Saturday, May 21, 2011

interlocking

"Ta-Nehisi Coates wrote about the roving packs of young dudes in B-more who dumped on other young dudes, with no real pretext. So it was where I grew up, where those cats felt less like my contemporaries and more like a capricious force of nature. (I’ve said before that the reason folks at my high school tried hard not to get detention wasn’t because they were well-behaved kids, but because detention meant walking the five North Philly blocks to the subway on your lonesome.) You learned to look over your shoulder, to take the long way to wherever you were going. And if you got caught out there — and most of us did, at some point — that was your fault. You were slipping, actin’ like it can’t happen.

I remember my mom cautioned both my twin sister and me as teenagers to be on point, but there was a different shading to the warnings she gave my sister. They were: Don’t leave your drink unattended. Make sure your girls know where you are. My sister, it was assumed, was going to have someone say some slick shit to her, to hop in her personal space, to put their hands on her as she passed. The company of a friend wasn’t going to stop it. Nothing was. She was going to bear the responsibility for these transgressions when they inevitably happened. Others would have said my sister wasn’t cautious enough, or asked her what she was wearing, or why she was where she was. The response would always be to ascertain what she did wrong, how she should have known better, how she got caught slipping.
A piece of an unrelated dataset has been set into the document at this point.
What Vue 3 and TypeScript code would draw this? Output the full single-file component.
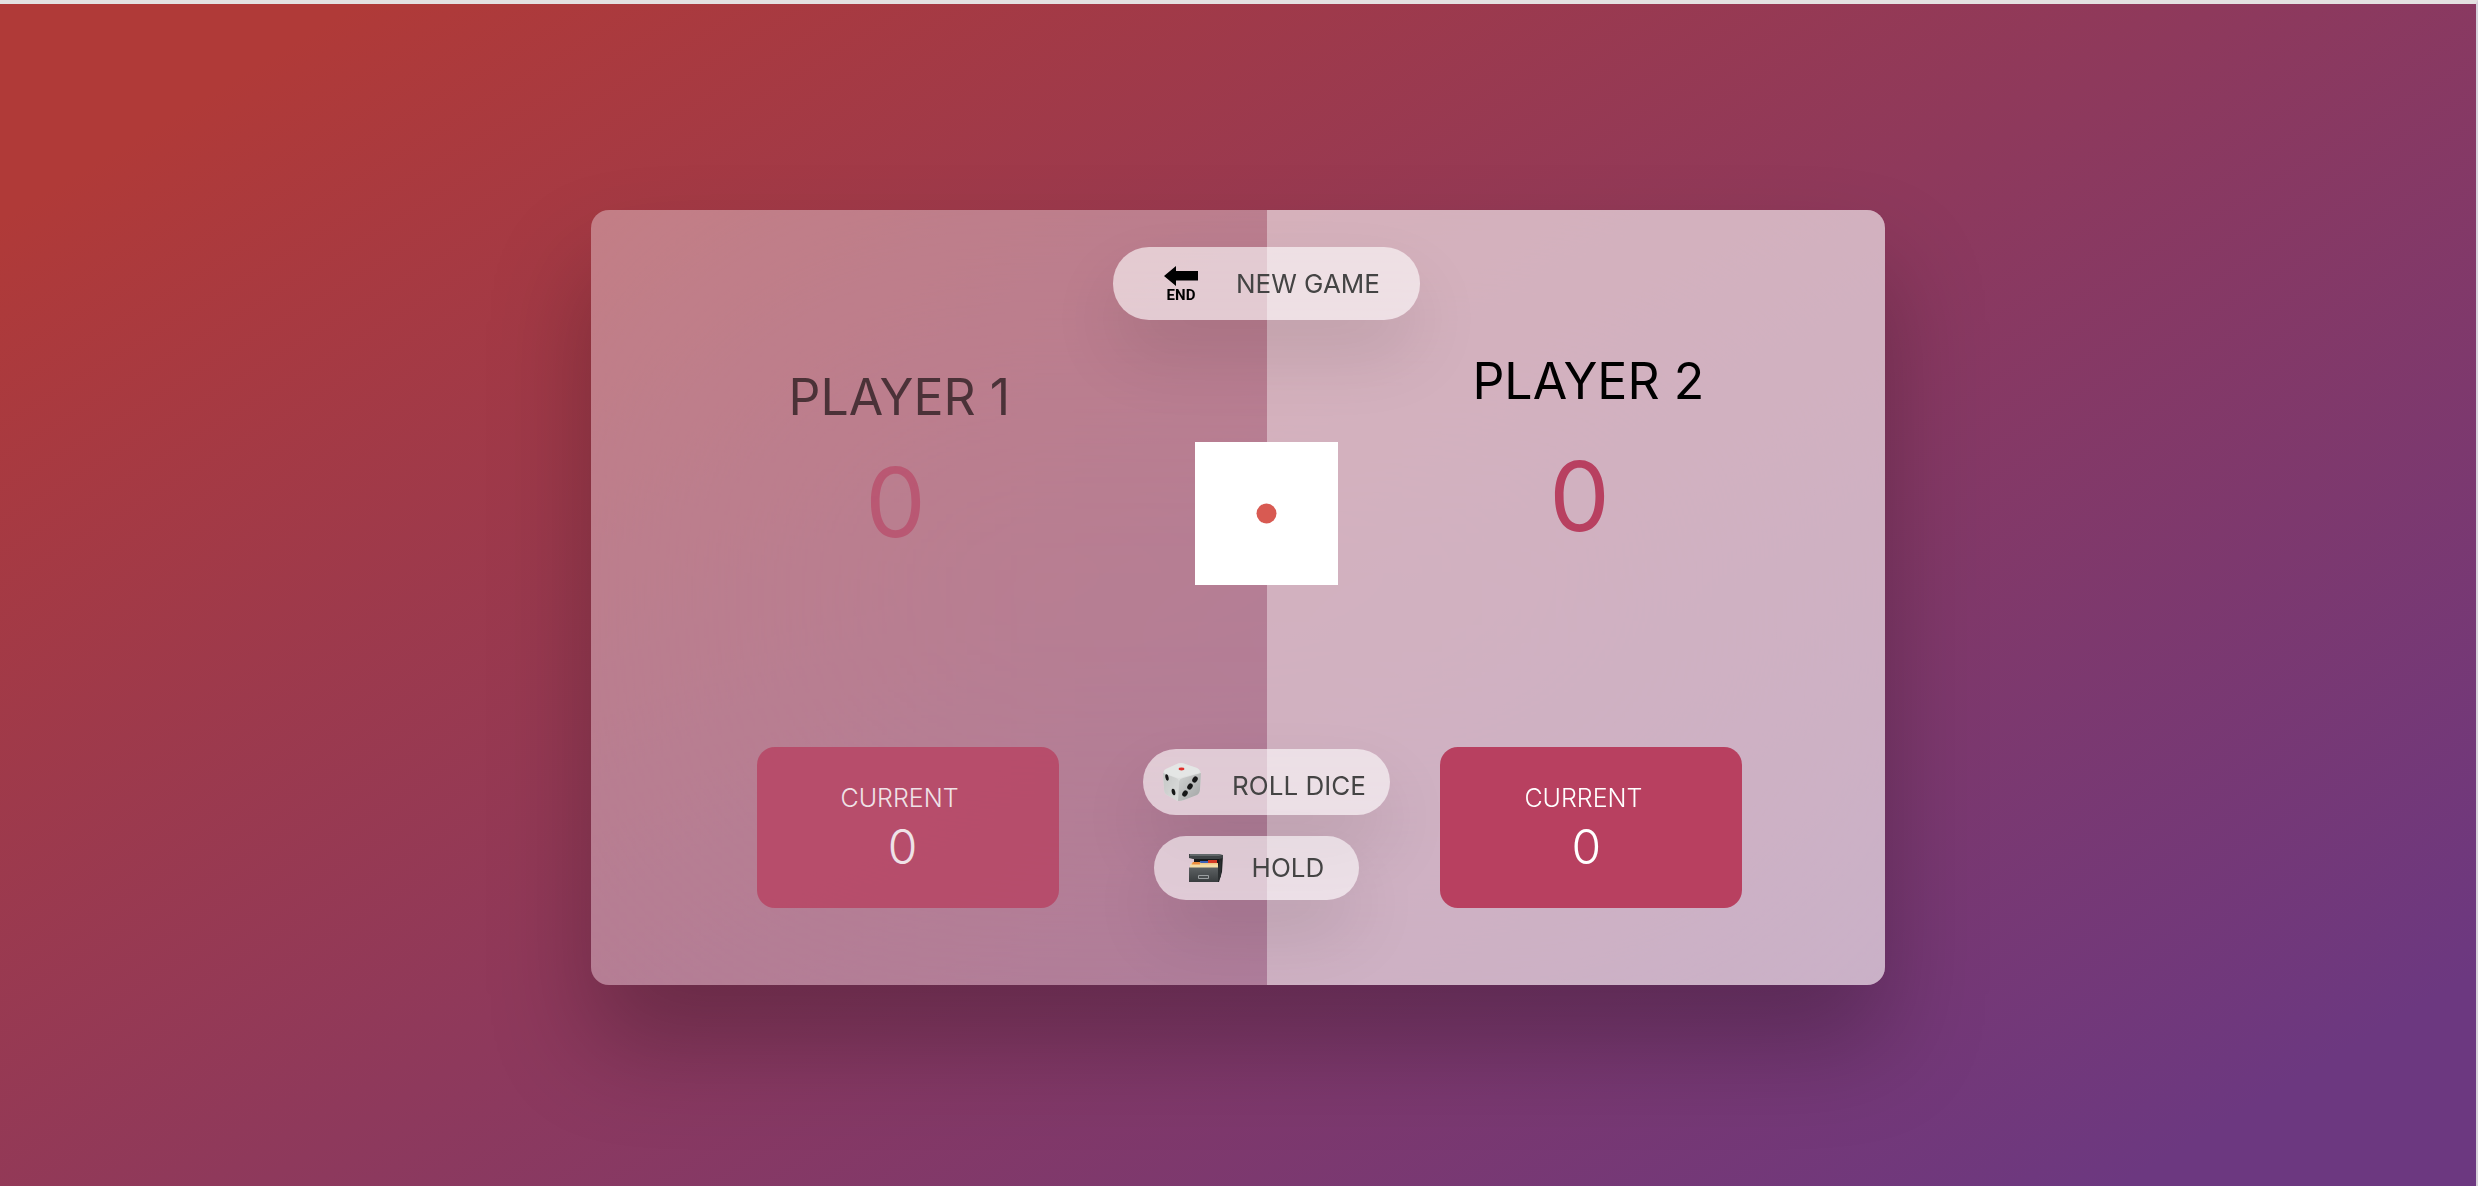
<script setup lang="ts">
import { ref } from 'vue'

interface Player {
  name: string
  score: number
  current: number
}

const players = ref<Player[]>([
  { name: 'Player 1', score: 0, current: 0 },
  { name: 'Player 2', score: 0, current: 0 },
])
const active = ref(1)

function newGame(): void {
  players.value.forEach((p) => {
    p.score = 0
    p.current = 0
  })
}

function hold(): void {
  const p = players.value[active.value]
  p.score += p.current
  p.current = 0
  active.value = 1 - active.value
}

function rollDice(): void {
  players.value[active.value].current = 0
  active.value = 1 - active.value
}
</script>

<template>
  <div class="page">
    <main class="board">
      <section
        v-for="(player, i) in players"
        :key="player.name"
        class="player"
        :class="[`player-${i + 1}`, { active: i === active }]"
      >
        <div class="column">
          <h2 class="name">{{ player.name }}</h2>
          <p class="score">{{ player.score }}</p>
          <div class="current">
            <p class="label">Current</p>
            <p class="points">{{ player.current }}</p>
          </div>
        </div>
      </section>

      <div class="controls">
        <button type="button" class="btn btn-new" @click="newGame">
          <svg class="icon" width="34" height="40" viewBox="0 -2 34 40" aria-hidden="true">
            <path d="M0 10 12 0V5H34V14.500H12V20Z" fill="#000" />
            <text x="17" y="34" text-anchor="middle" class="end-text">END</text>
          </svg>
          <span>New game</span>
        </button>

        <svg class="dice" viewBox="0 0 143 143" role="img" aria-label="Dice showing one">
          <rect width="143" height="143" fill="#fff" />
          <circle cx="71.500" cy="71.500" r="10" fill="#d85a52" />
        </svg>

        <button type="button" class="btn btn-roll" @click="rollDice">
          <svg class="icon" width="38" height="38" viewBox="0 0 38 38" aria-hidden="true">
            <defs>
              <linearGradient id="dieLeft" x1="0" y1="0" x2="1" y2="1">
                <stop offset="0" stop-color="#c4c6c5" />
                <stop offset="1" stop-color="#dcdedd" />
              </linearGradient>
              <linearGradient id="dieRight" x1="0" y1="0" x2="1" y2="1">
                <stop offset="0" stop-color="#d2d4d3" />
                <stop offset="1" stop-color="#a2a4a4" />
              </linearGradient>
            </defs>
            <path d="M0 12Q0 8 3 6L14 1Q18 -1 22 1L34 5Q38 7 38 11L37 26Q37 30 34 32L21 37Q17 39 13 37L4 32Q1 30 1 26Z" fill="#dddfde" />
            <path d="M0 10 13 15Q16 16 16 19L15 38Q14 38 13 37L4 32Q1 30 1 26Z" fill="url(#dieLeft)" />
            <path d="M38 10 20 15Q16 16 16 19L15 38Q18 38 21 37L34 32Q37 30 37 26Z" fill="url(#dieRight)" />
            <path d="M1 8Q1 7 3 6L14 1Q18 -1 22 1L34 5Q38 7 36 10L20 14Q16 16 12 14L3 11Q1 10 1 8Z" fill="#e4e6e5" />
            <ellipse cx="18.500" cy="6" rx="3" ry="1.400" fill="#e0302c" />
            <g fill="#161717">
              <ellipse cx="4" cy="14.500" rx="1.600" ry="3.200" transform="rotate(-12 4 14.500)" />
              <ellipse cx="10.500" cy="29" rx="1.800" ry="3.200" transform="rotate(-12 10.500 29)" />
              <ellipse cx="32" cy="16.500" rx="2.500" ry="3.300" transform="rotate(32 32 16.500)" />
              <ellipse cx="27" cy="23.500" rx="2.500" ry="3.300" transform="rotate(32 27 23.500)" />
              <ellipse cx="22" cy="30.500" rx="2.500" ry="3.300" transform="rotate(32 22 30.500)" />
            </g>
          </svg>
          <span>Roll dice</span>
        </button>

        <button type="button" class="btn btn-hold" @click="hold">
          <svg class="icon" width="36" height="28" viewBox="0 0 36 28" aria-hidden="true">
            <defs>
              <linearGradient id="boxFront" x1="0" y1="0" x2="0" y2="1">
                <stop offset="0" stop-color="#5d6163" />
                <stop offset="1" stop-color="#393d3f" />
              </linearGradient>
            </defs>
            <path d="M28 3 34 2 33 18 30 28H28Z" fill="#222526" />
            <path d="M5 4H30V14H5Z" fill="#17191a" />
            <path d="M0 0H29L34 1V4L30 5H4L0 4Z" fill="#3f4446" />
            <path d="M1 0H29L33 1 30 2H1Z" fill="#62686a" />
            <path d="M19 6H28V9H19Z" fill="#d43a25" />
            <path d="M11 7H19V10H11Z" fill="#3c62b8" />
            <path d="M2 10 4 8H10L12 9H29V14H2Z" fill="#eec988" />
            <path d="M3 10 4 8H10L11 9V11H3Z" fill="#ee8d3c" />
            <path d="M1 10.500H29V14H1Z" fill="#f5dda6" />
            <path d="M0 13.500H29V28H0Z" fill="url(#boxFront)" />
            <path d="M29 13 32 5V22L29 28Z" fill="#2b2f31" />
            <path d="M9.500 21.500V24.500H19.500V21.500Z" fill="#4a4e50" stroke="#9b9fa1" stroke-width="1" />
          </svg>
          <span>Hold</span>
        </button>
      </div>
    </main>
  </div>
</template>

<style>
body {
  margin: 0;
}
</style>

<style scoped>
.page {
  box-sizing: border-box;
  min-height: 100vh;
  display: flex;
  align-items: center;
  justify-content: center;
  padding-top: 4px;
  border-top: 4px solid #e4e1e1;
  border-right: 2px solid #d6d0da;
  background: linear-gradient(149deg, #b03a38 8%, #6c3880 92%);
  font-family: Inter, 'Liberation Sans', sans-serif;
  font-weight: 300;
}

.board {
  width: 52.3%;
  display: grid;
  grid-template-columns: 23fr 0 21fr;
  border-radius: 18px;
  background: rgba(255, 255, 255, 0.35);
  backdrop-filter: blur(200px);
  box-shadow: 0 60px 100px rgba(0, 0, 0, 0.25);
}

.player {
  grid-row: 1;
  display: flex;
  padding: 161px 0 77px 166px;
}

.player-1 {
  grid-column: 1;
  border-radius: 18px 0 0 18px;
}

.player-2 {
  grid-column: 3;
  padding-left: 173px;
  border-radius: 0 18px 18px 0;
}

.player.active {
  padding-top: 145px;
  background: rgba(255, 255, 255, 0.4);
}

.column {
  width: 302px;
  display: flex;
  flex-direction: column;
}

.name,
.score,
.label,
.points {
  margin: 0;
  line-height: 1;
}

.name {
  padding-left: 32px;
  font-size: 50px;
  font-weight: 400;
  line-height: 52px;
  text-transform: uppercase;
  white-space: nowrap;
  color: #000;
  opacity: 0.6;
}

.score {
  margin-top: 31px;
  padding-right: 24px;
  font-size: 96px;
  font-weight: 400;
  text-align: center;
  color: #b84060;
  opacity: 0.6;
}

.active .name,
.active .score,
.active .current {
  opacity: 1;
}

.active .score {
  margin-top: 41px;
}

.current {
  margin-top: auto;
  padding: 39px 16px 37px 0;
  border-radius: 18px;
  background: #b84060;
  color: #fff;
  text-align: center;
  opacity: 0.78;
}

.label {
  font-size: 25px;
  text-transform: uppercase;
}

.points {
  margin-top: 12px;
  padding-left: 6px;
  font-size: 48px;
}

.controls {
  grid-row: 1;
  grid-column: 2;
  justify-self: center;
  z-index: 1;
  display: flex;
  flex-direction: column;
  align-items: center;
  padding: 37px 2px 85px 0;
}

.btn {
  box-sizing: border-box;
  display: flex;
  align-items: center;
  border: 0;
  border-radius: 36px;
  background: rgba(255, 255, 255, 0.6);
  box-shadow: 0 35px 70px rgba(0, 0, 0, 0.1);
  color: #444;
  font-family: inherit;
  font-size: 26px;
  font-weight: 400;
  line-height: 32px;
  text-transform: uppercase;
  white-space: nowrap;
  cursor: pointer;
}

.icon {
  flex: none;
}

.end-text {
  font-family: Roboto, sans-serif;
  font-size: 15px;
  font-weight: 700;
}

.btn-new {
  height: 73px;
  gap: 38px;
  padding: 2px 40px 0 51px;
}

.dice {
  width: 143px;
  margin: 122px 0 164px;
}

.btn-roll {
  height: 66px;
  gap: 31px;
  padding: 0 24px 0 20px;
}

.btn-roll span {
  padding-top: 8px;
}

.btn-hold {
  height: 64px;
  margin: 21px 20px 0 0;
  gap: 27px;
  padding: 0 35px;
}
</style>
Our experiences were subtly, profoundly different, but they were mundane, and their ordinariness belied their injustice. To grow up like this meant developing a certain resignation about the specter of violence, and often — perversely — feeling personally responsible when something ugly happened. But I didn’t have a way to think about these things until I learned about feminism. The first time I heard the term “sexual terrorism,” then, I finally had a name to something I’d always fundamentally known. The great irony was that I was having these realizations and entertaining these conversations for the first time on a suburban college campus where I actually felt completely safe."

-Black. Male. Feminist?

2 comments:

___________________________ said...

Hunh, saw the book reference to sexual terrorism. Part of me wonders if I have partial disagreement. (By which I mean that I think the set of phenomena might be overly inclusive compared to what "terrorism" means) I couldn't see a clearer framing though, unfortunately, so I don't know if upon further reflection I'd agree with the author. (questionable ones though are pornography and prostitution, as even if they are not good, or even of a negative social value to women, they are not acts of physical violence or aimed in any sense in causing fear so much as they seem to focus on gratifying male sexual impulses. The others seem plausible)

The date-rape situation seems... outright terrible. And the willingness to blame this girl is kind of sickening. I mean, blaming the victim happens across contexts happens, but it is still sickening, and it always happens most to non-dominant parties, as they are easy to fail to sympathize with.

Robin said...

It's so sad because your mom probably thought she was helping, providing a warning. It sounds like it was very painful and wounding.